現在、コサックの人口は300万人。プーチンとロシアを熱烈に支持している。チェチェンなどの紛争にも積極的に参加している[1]。 ロシア正規軍への志願とは別に義勇兵として戦地に赴くことに彼らの特徴がある。
- ^ 「新シルクロード 激動の大地をゆく」2007年6月24日(日)午後9時 「荒野に響く声 祖国へ」 より
[編集] コサックの有名人
- イヴァーン・マゼーパ:ウクライナ・コサックの頭領で、ピョートル1世に対し反乱を起こした。ピョートル・チャイコーフスキイのオペラ「マゼッパ」(1884年)に描かれている。また、フランツ・リストも「マゼッパ」で題材にしている。

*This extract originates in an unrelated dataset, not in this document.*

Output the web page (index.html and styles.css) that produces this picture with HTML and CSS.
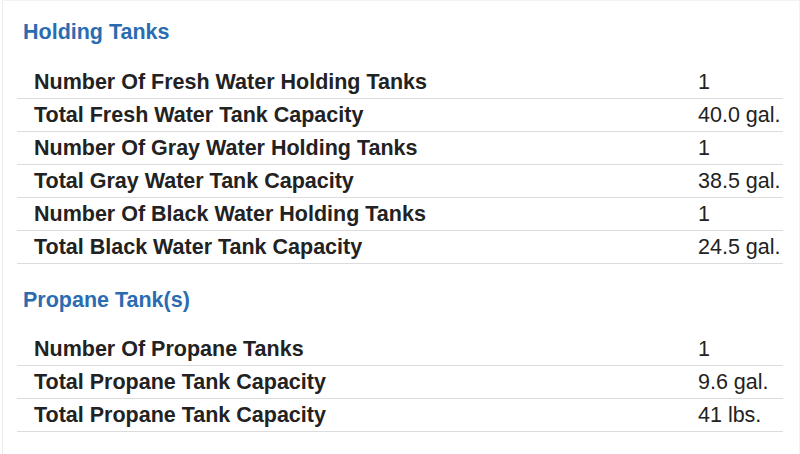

- イェルマーク・チモフェーイェヴィチ:ロシアの富豪ストローガノフ家に雇われ、シビル・ハン国を征服したドン・コサックの頭領。但し、彼自身はシビル・ハン国滅亡の前に戦死。
- グリゴリー・セミョーノフ:ザバイカル・コサックのアタマン。ロシア革命後のロシア内戦時代、反革命勢力に与して戦い、革命に干渉するために送られてきた日本軍に協力した。
- スチェパン・ラージン:ロシア皇帝に反旗を翻したドン・コサック。日本語内では「スチェンカ・ラージン」の名の方が有名。彼の反乱と悲劇性を題材とした「スチェンカ・ラージンの歌」も知られている。
- ボグダン・フメリニツキー:ウクライナ・コサックの頭領、ウクライナの解放運動の指導者。
- ピョートル・クロポトキン:ロシアの政治思想家。
[編集] 関連項目
- ウクライナ・コサック
- コーカサス・コサック
- コサック兵
- アタマン
- ヘーチマーン
- カバルディ
[編集] その他
コサックに付随するものとしては、以下のようなものがある。
- コサック・ダンスは、文字通りには「コサックがする踊り」のことであるが、日本では特に「腰を低くして腕を組み、足を高く上げて踊る独特のダンス」というステレオタイプが定着している。コサックのダンスには、実際にはこの他にもいろいろなスタイルのものがある。
- コサック(Cossack)は、An-225ムリーヤ(Ан-225 Мрія)に対してNATOが付けたコードネーム。
- イギリス海軍の駆逐艦の名称。第二次世界大戦までのイギリスは、海軍国として七つの海を勢力下に置いているという自負から、自国の駆逐艦の名称に各国の民族名を使用していたことがあった。(トライバル級駆逐艦)
- 「コサックス」は、ウクライナのコンピューターゲーム。フランス軍がロシア帝国に侵攻し、ロシア帝国の支配に対するウクライナの民族主義の盛り上がっていたナポレオン時代を背景に作られている。「コサックス2」も現在ウクライナ等で売り出されており、日本で2005年に行われた愛知万博のウクライナ館でも宣伝されていた。
- 映画「007」シリーズで、007(ジェームズ・ボンド)の同僚006(アレック・トレヴェルヤン)はコサック出身の孤児という設定であった。多くのハリウッド映画で悪役を演じているショーン・ビーンが役を演じ、ジェームズ・ボンドを裏切って殺された。シリーズ第17作『007 ゴールデンアイ』(1995年)に登場。
- Dr.コサックはロックマンシリーズに登場するロシア人科学者。フルネームのミハエル・セルゲイビッチ・コサック(Mikhail Sergeevich Cossack)はミハエル・セルゲイビッチ・ゴルバチョフ元ソ連大統領に由来すると思われる。